Swix had some warm Silicon wax additive also that would be helpful above 32F sunny days (still can find it from time to time in a shop or there is some on Ebay also right now.
Hertel's had Spring "Solution" Wax also at one point (that I still have a bar or 2 left) and maybe another one to try and see how it works for your spring dirty snow conditions. https://hertelwax.com/collections/springsolution
The ski base structure can matter (a bit more aggressive and not just a linear straight down the ski lines) also on the warm days with plenty of water sitting between the ski and snow from the melting.
Some responses...
I don't think it was pollen or other contaminants - it was water saturation. And crayoning on the wax wouldn't really fix that (contamination) anyway, I don't think.
Moly wax WAS helpful, but that same moly wax on different wet days, IRONED on (hot wax) wasn't nearly as effective. (Like, perhaps better than a bare base, but not a lot.)
I've used Hertel - though it's been a while. I don't feel their spring wax was any better than anything else I've tried. All were, if I were to characterize it, within a few percent of each other. (Indistinguishable from one another.)
More aggressive structure seemed to make very little difference as well.
But the crayon-on job made perhaps a 50-70% difference. So, a VERY LARGE difference compared to any other changes I've tinkered with.
Since I've never had any chance to try to repeat this, I'm not sure if it was simply some totally weird one-off incident, or something.
I sure don't think so, though.
-We both noticed the *dramatic* difference.
-We were not high, or massively cognitively impaired - so it's not like we both simply perceived the difference.
-We skied and it was getting more and more drag. Crayon on a bit. (1-2m per ski, max - just get a decent edge to edge coverage. I don't think we even really dried off the skis - just pop them off, and fish the block of wax out of the bag and do them at the top of the run - and go back to skiing.)
-The before and after, cause/effect relationship was clear.
-The change was immediate and dramatic. It seemed to wane some over the next 2-3 hours - but it was far better than a run or three.
The best "theory" I could come up with, is mainly based on the "structure" theory. That somehow the uneven texture of the wax on the base broke up the water bond with the base, as it flowed past. But honestly, I have no idea what-so-ever. I just know it worked. And way, WAY better than I would have ever considered possible.
If it *is* related to "structure" then the wax type may have little bearing on how well it works - other than how quickly the wax abrades from the ski surface.
I'd be super interested in other people attempting to repeat the experience.
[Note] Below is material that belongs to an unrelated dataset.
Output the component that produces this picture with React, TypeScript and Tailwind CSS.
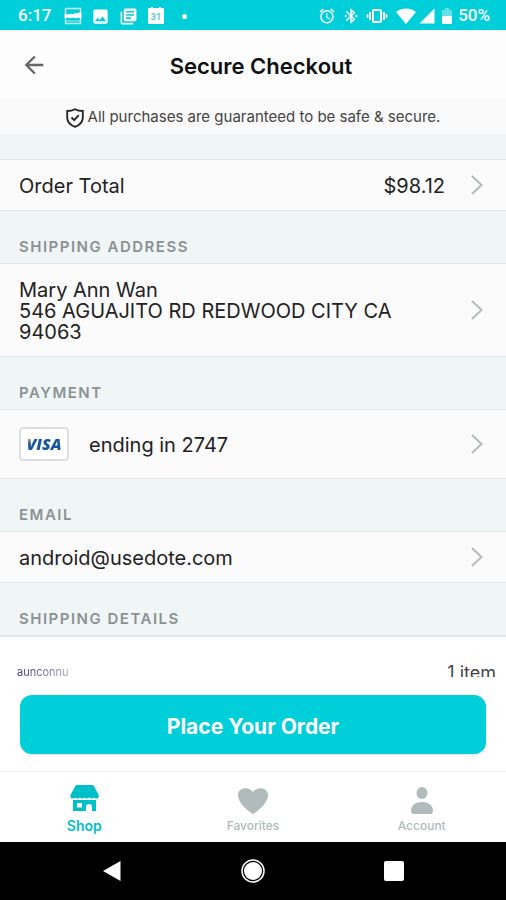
import type { ReactNode } from "react";
import {
  MdAlarm,
  MdBluetoothConnected,
  MdImage,
  MdLibraryBooks,
  MdSignalCellular4Bar,
  MdArrowBack,
} from "react-icons/md";

function StatusBar() {
  return (
    <div className="flex h-[30px] shrink-0 items-center justify-between bg-[#00ced8] pt-0.5 pl-[18px] pr-4 font-[Roboto,sans-serif] text-[17px] font-medium text-white">
      <div className="flex items-center gap-[9px]">
        <span className="mr-1">6:17</span>
        <svg viewBox="0 0 18 18" className="size-[18px]" fill="none" stroke="currentColor">
          <path d="M1.500 1.500h15v15h-15z" strokeWidth="1.400" opacity=".8" />
          <path d="M1 7l4 1 2-1 2 1 2-2 2 1 2-1 2 0v5l-3-1-2 1-3-1-3 1-2-1-3 1z" fill="currentColor" />
          <path d="M2 14h14" opacity=".6" />
        </svg>
        <MdImage className="size-[19px]" />
        <MdLibraryBooks className="size-[19px]" />
        <svg viewBox="0 0 18 18" className="size-[18px]">
          <path d="M2 1h2V0h2v1h6V0h2v1h2a1 1 0 0 1 1 1v14a1 1 0 0 1-1 1H2a1 1 0 0 1-1-1V2a1 1 0 0 1 1-1z" fill="white" />
          <text x="9" y="13" textAnchor="middle" fontSize="9" fontWeight="700" fill="#5fc9d1">
            31
          </text>
        </svg>
        <span className="ml-2 size-[5px] rounded-full bg-white" />
      </div>
      <div className="flex items-center">
        <MdAlarm className="mr-1.5 size-[18px]" />
        <MdBluetoothConnected className="mr-1.5 size-[18px]" />
        <svg viewBox="0 0 22 18" className="mr-2 h-[18px] w-[22px]" fill="none" stroke="currentColor" strokeWidth="2">
          <rect x="7" y="3" width="8" height="12" rx="1" />
          <path d="M4 5v8M18 5v8" />
          <path d="M1.500 7v4M20.500 7v4" strokeWidth="1.600" />
        </svg>
        <svg viewBox="0 0 20 16" className="mr-0.5 h-4 w-5" fill="currentColor">
          <path d="M0 4C6-.6 14-.6 20 4L10 16z" />
        </svg>
        <MdSignalCellular4Bar className="mr-1.5 size-[18px]" />
        <svg viewBox="0 0 10 16" className="mr-1.5 h-4 w-2.5" fill="currentColor">
          <path d="M3 0h4v2h3v6H0V2h3z" opacity=".4" />
          <path d="M0 8h10v7a1 1 0 0 1-1 1H1a1 1 0 0 1-1-1z" />
        </svg>
        <span>50%</span>
      </div>
    </div>
  );
}

function Chevron() {
  return (
    <svg viewBox="0 0 12 20" className="h-5 w-3 shrink-0" fill="none" stroke="#b4bbbb" strokeWidth="2">
      <path d="M1 1l9.500 9L1 19" />
    </svg>
  );
}

function Row({ className, children }: { className: string; children: ReactNode }) {
  return (
    <button
      type="button"
      className={`flex w-full items-center justify-between border-y border-[#e2e5e5] bg-[#fbfbfb] pl-[19px] pr-[23px] text-left ${className}`}
    >
      {children}
      <Chevron />
    </button>
  );
}

function SectionTitle({ children }: { children: ReactNode }) {
  return (
    <h2 className="flex h-[52px] items-end pb-1.5 pl-[19px] text-[15px] leading-5 font-semibold tracking-widest text-[#8c9293]">
      {children}
    </h2>
  );
}

function VisaCard() {
  return (
    <span className="flex h-[34px] w-[50px] items-center justify-center rounded-sm border-2 border-[#dcdfe1] bg-white font-['Open_Sans',sans-serif] text-base font-extrabold italic">
      <span className="bg-linear-to-br from-[#e9b04c] from-15% to-[#17559c] to-30% bg-clip-text text-transparent">VISA</span>
    </span>
  );
}

function Tab({ label, active, children }: { label: string; active?: boolean; children: ReactNode }) {
  return (
    <a
      href="#"
      className={`flex flex-1 flex-col items-center pt-3 ${active ? "text-sm font-semibold text-[#00bfc9]" : "text-xs font-medium text-[#b1bbbb]"}`}
    >
      <svg viewBox="0 0 32 30" className="h-[30px] w-8" fill="currentColor">
        {children}
      </svg>
      <span className="leading-6">{label}</span>
    </a>
  );
}

export default function App() {
  return (
    <div className="flex h-screen flex-col bg-[#f0f5f6] font-[Inter,sans-serif] text-[#222]">
      <StatusBar />

      <header className="grid h-[69px] shrink-0 grid-cols-[1fr_auto_1fr] items-center bg-[#fdfdfd] px-5">
        <button type="button" aria-label="Back" className="w-7 text-[#666]">
          <MdArrowBack className="size-7" />
        </button>
        <h1 className="pt-1 pl-4 text-[22px] font-semibold text-[#111]">Secure Checkout</h1>
      </header>

      <p className="flex h-[35px] shrink-0 items-center justify-center gap-1 bg-[#fafafa] pt-0.5 text-[15px] text-[#444]">
        <svg viewBox="0 0 18 20" className="h-5 w-[18px]" fill="none" stroke="#222" strokeWidth="1.800">
          <path d="M9 1.200C6.500 2.600 4 3 1.200 3v6.500c0 4.500 3 7.500 7.800 9.300 4.800-1.800 7.800-4.800 7.800-9.300V3C14 3 11.500 2.600 9 1.200z" />
          <path d="M5.500 9.500l2.700 2.700 4.600-5" />
        </svg>
        All purchases are guaranteed to be safe &amp; secure.
      </p>

      <main className="min-h-0 flex-1 overflow-y-auto pt-[25px] text-xl leading-[21px] [scrollbar-width:none]">
        <Row className="h-[52px]">
          <span className="flex-1 pt-[3px]">Order Total</span>
          <span className="mr-[26px] pt-[3px]">$98.12</span>
        </Row>

        <SectionTitle>SHIPPING ADDRESS</SectionTitle>
        <Row className="h-[94px]">
          <address className="pt-[3px] not-italic">
            Mary Ann Wan
            <br />
            546 AGUAJITO RD REDWOOD CITY CA
            <br />
            94063
          </address>
        </Row>

        <SectionTitle>PAYMENT</SectionTitle>
        <Row className="h-[70px]">
          <VisaCard />
          <span className="flex-1 pt-[3px] pl-5">ending in 2747</span>
        </Row>

        <SectionTitle>EMAIL</SectionTitle>
        <Row className="h-[52px]">
          <span className="pt-[3px]">android@usedote.com</span>
        </Row>

        <SectionTitle>SHIPPING DETAILS</SectionTitle>
        <div className="flex h-24 items-start justify-between border-t-2 border-[#e2e5e5] bg-white pt-[25px] pr-2.5 pl-[17px]">
          <span className="bg-linear-to-r from-[#3d3560] to-[#a9a5b8] bg-clip-text text-[11px] text-transparent">
            aunconnu
          </span>
          <span className="text-lg leading-[21px] text-[#444]">1 item</span>
        </div>
      </main>

      <div className="shrink-0 bg-white px-5 pt-[18px] pb-[17px]">
        <button
          type="button"
          className="h-[59px] w-full rounded-xl bg-[#00ced8] pt-1 text-[21px] font-bold text-white shadow-sm"
        >
          Place Your Order
        </button>
      </div>

      <nav className="flex h-[71px] shrink-0 border-t border-[#f1f2f2] bg-white">
        <Tab label="Shop" active>
          <path d="M9 1h15.500a1 1 0 0 1 1 .5l5 9c1 2 0 4-2 4-1.200 0-2-.4-2.500-1-1 1.300-3.500 1.300-4.700 0-1.200 1.300-3.500 1.300-4.700 0-1.200 1.300-3.500 1.300-4.700 0-1.200 1.300-3.500 1.300-4.700 0-.5.600-1.300 1-2.500 1-2 0-3-2-2-4l5-9A1.500 1.500 0 0 1 9 1z" />
          <path d="M5 16h23v11h-4v-4a3 3 0 0 0-6 0v4H5zm4 3v4.500h5V19z" fillRule="evenodd" />
        </Tab>
        <Tab label="Favorites">
          <path d="M16 30C11 27 1 19 1 11c0-8 11-9 15-3 4-6 15-5 15 3 0 8-10 16-15 19z" />
        </Tab>
        <Tab label="Account">
          <ellipse cx="16" cy="9" rx="5.500" ry="6" />
          <path d="M8 30c-3 0-3.500-2.500-2.500-6C7 20 11 18 16 18s9 2 10.500 6c1 3.500.5 6-2.500 6z" />
        </Tab>
      </nav>

      <div className="grid h-[58px] shrink-0 grid-cols-3 items-center justify-items-center bg-black px-[42px] text-white">
        <button type="button" aria-label="System back">
          <svg viewBox="0 0 20 22" className="h-[22px] w-5" fill="currentColor">
            <path d="M1 11L18.500 1v20z" />
          </svg>
        </button>
        <button type="button" aria-label="Home">
          <svg viewBox="0 0 24 24" className="size-6" fill="currentColor">
            <circle cx="12" cy="12" r="11" fill="none" stroke="currentColor" strokeWidth="1.500" />
            <circle cx="12" cy="12" r="9" />
          </svg>
        </button>
        <button type="button" aria-label="Recent apps">
          <span className="block size-5 rounded-xs bg-white" />
        </button>
      </div>
    </div>
  );
}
I'd say it probably was the fact that the crayoned wax was exactly doing the reduction of the water suction a smoother ski would experience and similar to what a very aggressive structure pattern can help with... The wax reducing electrostatic friction and also may have covered any pollen and dirt that was built up over the time of the prior skiing since the last wax.
https://enjoywinter.com/read-skipost...need-to-know-/
And more than you probably want to read unless you are a bit of a wax nerd, but discussion on the second half page #5 of this document talks about exactly the things I mentioned as all possibly contributing to the slowness: https://www.dominatorwax.com/sites/d...emystified.pdf
I’ll post up a Valentines special for a Green Ice wax discount or ya can just pm me!
I still crayon Hertel super hot sauce in the spring from time to time to get by after lunch. In the past couple of years I’ve returned to the habit of buffing my ski bases with a cork after hot waxing, and have found that the wax jobs last a lot longer. I’m lazy, and don’t scrape or brush. Since starting with the cork I’ve rarely if ever needed to re-up with the wax crayon mid-day during spring skiing. I’ve also changed waxes a bunch of times in the past few years and have developed a dedication to the non-fluoro, Swix CH8X (red) and CH10X (yellow) that borders on superstition.